With the age of the Train and later the Car it seemed for many whatever you wanted to make someone was waiting to buy it so at last some of the northern towns including Brighouse Grew and Grew, as they said the rich got richer and the poor got poorer again leading to more world unrest and ultimately the start of the Second World War and once again Brighouse along with many other towns and cities were again persuaded to make things for the war effort.

Much of the goods Brighouse supplied this time especially on the engineering side were transported to the nearby Low Moor where these parts were assembled in to weapons for the troops to use (one of the reasons Low Moor was targeted by the Germans) Some areas of Brighouse the land was used to test these weapons and ammunition which still could be found in newly ploughed fields long after the war finished, right up to the 70s people were still finding live ammunition.
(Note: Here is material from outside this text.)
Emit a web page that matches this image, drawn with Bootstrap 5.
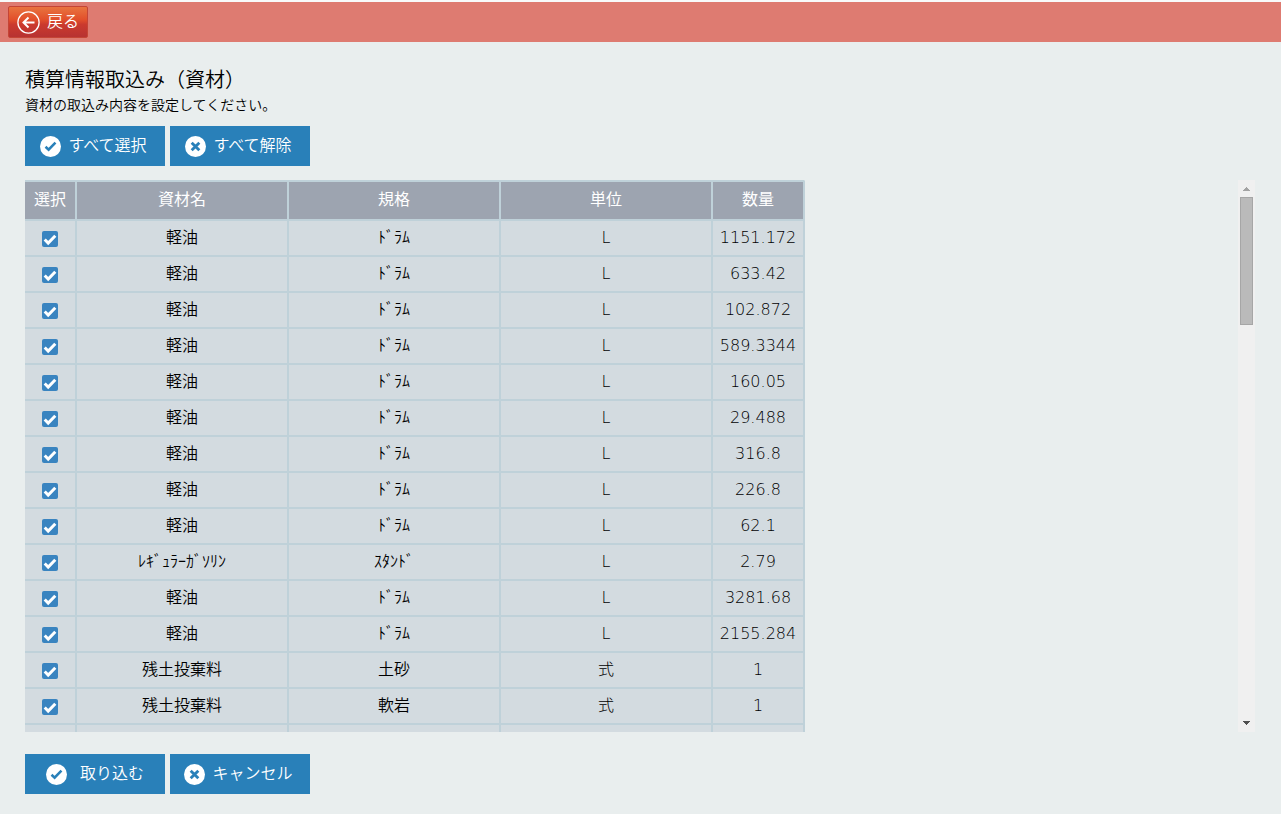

Once again following the end of the Second World War demand for goods became even more sought after with some of our local firms supplying parts for Pipelines, Car and Ship Building along with house and road building (Hipperhome had one of the biggest road laying companies in England W & J Glossop Ltd where they had big steam Rollers and some Big Brown Sentinel Steam Tar Sprayers (the workers had massive Tea-pots they used to put Tea-leaves in then fill the Tea-pot with steam from the steam engines) you could always tell who worked on the Tar Sprayers as they not only had a tan with working outside all day but the tar gave their tan an extra depth although sadly it turned out to be a very bag health risk and many tar sprayers died very young.